▼

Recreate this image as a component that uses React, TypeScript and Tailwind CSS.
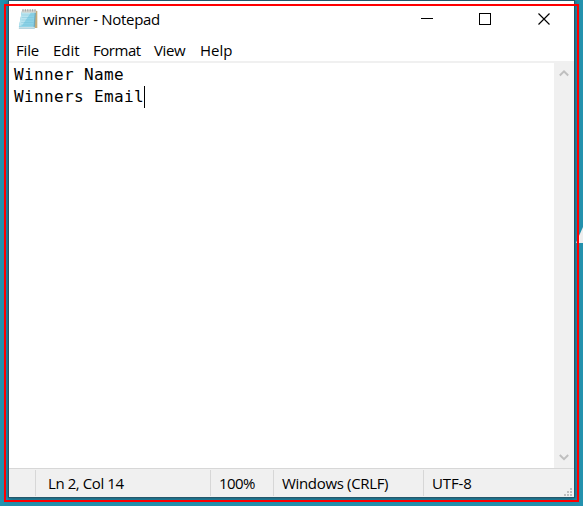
import React from 'react';

const menus = [
  { label: 'File', cls: 'w-[37px] tracking-[-0.2px]' },
  { label: 'Edit', cls: 'w-[40px] tracking-[-0.05px]' },
  { label: 'Format', cls: 'w-[61px] tracking-[-0.45px]' },
  { label: 'View', cls: 'w-[46px] tracking-[-0.35px]' },
  { label: 'Help', cls: 'w-[40px] tracking-normal' },
];

const cells = [
  { label: '', cls: 'w-[27px]' },
  { label: 'Ln 2, Col 14', cls: 'w-[175px] pl-3 tracking-[-0.42px]' },
  { label: '100%', cls: 'w-[63px] pl-2 tracking-[-0.6px]' },
  { label: 'Windows (CRLF)', cls: 'w-[150px] pl-2 tracking-[-0.33px]' },
];

function NotepadIcon() {
  return (
    <svg width="20" height="22" viewBox="0 0 20 22">
      <path d="M16.8 2.5 19.3 3v17H16z" fill="#c5ac79" />
      <path d="M4 3h14l-1.2 17.5H.8z" fill="#6faabd" />
      <path d="M4 3h12.8L15.5 19H.8z" fill="#8bd1e6" />
      <path d="M4 3h10L4 17.5l-3 .5z" fill="#c4e9f1" opacity=".8" />
      <path d="M4 1.8h14v3H3.7z" fill="#d5d8d3" />
      <path d="M5 1v2.5M7.4 1v2.5M9.8 1v2.5M12.2 1v2.5M14.6 1v2.5M17 1v2.5" stroke="#898b8c" strokeWidth=".7" />
      <path d="M4 7h12M3.7 9.5h12M3.5 12h12M3.2 14.5h12M3 17h12" stroke="#67bad3" strokeWidth=".35" />
      <path d="M1 19.4h15.7" stroke="#eef5f6" strokeWidth=".8" />
    </svg>
  );
}

export default function App() {
  return (
    <div className="relative h-[506px] w-[583px] overflow-hidden bg-[#2492ae] pl-2 font-['Open_Sans','Noto_Sans',sans-serif] text-[15px] text-black">
      <svg className="absolute left-[576px] top-[224px]" width="7" height="20">
        <path d="M0 19 2.5 13 7 3v16z" fill="#eee" />
      </svg>
      <div className="flex h-[498px] w-[567px] flex-col border border-[#24576a] bg-white shadow-[0_1px_5px_#17526a]">
        <header className="flex h-[38px] shrink-0 items-center justify-between">
          <div className="flex items-center pb-[2px]">
            <div className="ml-[9px]"><NotepadIcon /></div>
            <span className="ml-[5px] whitespace-nowrap tracking-[-0.3px]">winner - Notepad</span>
          </div>
          <svg width="153" height="38" fill="none" stroke="black" shapeRendering="crispEdges">
            <path d="M0 17.5h12" />
            <path d="M58.5 12.5h11v11h-11z" />
            <path d="m117.5 12.5 11 11m0-11-11 11" shapeRendering="auto" strokeWidth="1.15" />
          </svg>
        </header>
        <nav className="flex h-[24px] shrink-0 items-center border-b-2 border-[#f0f0f0] pl-[7px]">
          {menus.map((m) => <span key={m.label} className={`whitespace-nowrap ${m.cls}`}>{m.label}</span>)}
        </nav>
        <main className="flex min-h-0 flex-1">
          <div className="flex-1 pl-[5px] pt-px font-['DejaVu_Sans_Mono',monospace] text-[16px] leading-[22px] tracking-[0.37px]">
            <div>Winner Name</div>
            <div className="flex items-center">Winners Email<span className="h-[22px] w-px bg-black" /></div>
          </div>
          <div className="flex w-5 flex-col items-center justify-between bg-[#f0f0f0] py-[6px]">
            <svg width="10" height="9" fill="none" stroke="#bfbfbf" strokeWidth="2"><path d="m.8 6.5 4.2-4.2 4.2 4.2" /></svg>
            <svg width="10" height="9" fill="none" stroke="#bfbfbf" strokeWidth="2"><path d="m.8 2 4.2 4.2L9.2 2" /></svg>
          </div>
        </main>
        <footer className="flex h-[29px] shrink-0 border-t border-[#d7d7d7] bg-[#f0f0f0] py-px">
          {cells.map((c) => (
            <div key={c.label} className={`flex items-center whitespace-nowrap border-r border-[#d7d7d7] ${c.cls}`}>{c.label}</div>
          ))}
          <div className="flex flex-1 items-center justify-between pl-2 tracking-[-0.15px]">
            UTF-8
            <svg className="mr-[2px] self-end" width="8" height="8" fill="#bfbfbf">
              <path d="M6 0h2v2H6zM3 3h2v2H3zM6 3h2v2H6zM0 6h2v2H0zM3 6h2v2H3zM6 6h2v2H6z" />
            </svg>
          </div>
        </footer>
      </div>
      <div className="pointer-events-none absolute left-1 top-1 h-[498px] w-[575px] border-2 border-[#ff0000]" />
    </div>
  );
}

▲

Challenge ▸ Leave out the pictures and give the listing above again exactly.

Output for this exercise ▸
Recreate this image as a component that uses React, TypeScript and Tailwind CSS.
import React from 'react';

const menus = [
  { label: 'File', cls: 'w-[37px] tracking-[-0.2px]' },
  { label: 'Edit', cls: 'w-[40px] tracking-[-0.05px]' },
  { label: 'Format', cls: 'w-[61px] tracking-[-0.45px]' },
  { label: 'View', cls: 'w-[46px] tracking-[-0.35px]' },
  { label: 'Help', cls: 'w-[40px] tracking-normal' },
];

const cells = [
  { label: '', cls: 'w-[27px]' },
  { label: 'Ln 2, Col 14', cls: 'w-[175px] pl-3 tracking-[-0.42px]' },
  { label: '100%', cls: 'w-[63px] pl-2 tracking-[-0.6px]' },
  { label: 'Windows (CRLF)', cls: 'w-[150px] pl-2 tracking-[-0.33px]' },
];

function NotepadIcon() {
  return (
    <svg width="20" height="22" viewBox="0 0 20 22">
      <path d="M16.8 2.5 19.3 3v17H16z" fill="#c5ac79" />
      <path d="M4 3h14l-1.2 17.5H.8z" fill="#6faabd" />
      <path d="M4 3h12.8L15.5 19H.8z" fill="#8bd1e6" />
      <path d="M4 3h10L4 17.5l-3 .5z" fill="#c4e9f1" opacity=".8" />
      <path d="M4 1.8h14v3H3.7z" fill="#d5d8d3" />
      <path d="M5 1v2.5M7.4 1v2.5M9.8 1v2.5M12.2 1v2.5M14.6 1v2.5M17 1v2.5" stroke="#898b8c" strokeWidth=".7" />
      <path d="M4 7h12M3.7 9.5h12M3.5 12h12M3.2 14.5h12M3 17h12" stroke="#67bad3" strokeWidth=".35" />
      <path d="M1 19.4h15.7" stroke="#eef5f6" strokeWidth=".8" />
    </svg>
  );
}

export default function App() {
  return (
    <div className="relative h-[506px] w-[583px] overflow-hidden bg-[#2492ae] pl-2 font-['Open_Sans','Noto_Sans',sans-serif] text-[15px] text-black">
      <svg className="absolute left-[576px] top-[224px]" width="7" height="20">
        <path d="M0 19 2.5 13 7 3v16z" fill="#eee" />
      </svg>
      <div className="flex h-[498px] w-[567px] flex-col border border-[#24576a] bg-white shadow-[0_1px_5px_#17526a]">
        <header className="flex h-[38px] shrink-0 items-center justify-between">
          <div className="flex items-center pb-[2px]">
            <div className="ml-[9px]"><NotepadIcon /></div>
            <span className="ml-[5px] whitespace-nowrap tracking-[-0.3px]">winner - Notepad</span>
          </div>
          <svg width="153" height="38" fill="none" stroke="black" shapeRendering="crispEdges">
            <path d="M0 17.5h12" />
            <path d="M58.5 12.5h11v11h-11z" />
            <path d="m117.5 12.5 11 11m0-11-11 11" shapeRendering="auto" strokeWidth="1.15" />
          </svg>
        </header>
        <nav className="flex h-[24px] shrink-0 items-center border-b-2 border-[#f0f0f0] pl-[7px]">
          {menus.map((m) => <span key={m.label} className={`whitespace-nowrap ${m.cls}`}>{m.label}</span>)}
        </nav>
        <main className="flex min-h-0 flex-1">
          <div className="flex-1 pl-[5px] pt-px font-['DejaVu_Sans_Mono',monospace] text-[16px] leading-[22px] tracking-[0.37px]">
            <div>Winner Name</div>
            <div className="flex items-center">Winners Email<span className="h-[22px] w-px bg-black" /></div>
          </div>
          <div className="flex w-5 flex-col items-center justify-between bg-[#f0f0f0] py-[6px]">
            <svg width="10" height="9" fill="none" stroke="#bfbfbf" strokeWidth="2"><path d="m.8 6.5 4.2-4.2 4.2 4.2" /></svg>
            <svg width="10" height="9" fill="none" stroke="#bfbfbf" strokeWidth="2"><path d="m.8 2 4.2 4.2L9.2 2" /></svg>
          </div>
        </main>
        <footer className="flex h-[29px] shrink-0 border-t border-[#d7d7d7] bg-[#f0f0f0] py-px">
          {cells.map((c) => (
            <div key={c.label} className={`flex items-center whitespace-nowrap border-r border-[#d7d7d7] ${c.cls}`}>{c.label}</div>
          ))}
          <div className="flex flex-1 items-center justify-between pl-2 tracking-[-0.15px]">
            UTF-8
            <svg className="mr-[2px] self-end" width="8" height="8" fill="#bfbfbf">
              <path d="M6 0h2v2H6zM3 3h2v2H3zM6 3h2v2H6zM0 6h2v2H0zM3 6h2v2H3zM6 6h2v2H6z" />
            </svg>
          </div>
        </footer>
      </div>
      <div className="pointer-events-none absolute left-1 top-1 h-[498px] w-[575px] border-2 border-[#ff0000]" />
    </div>
  );
}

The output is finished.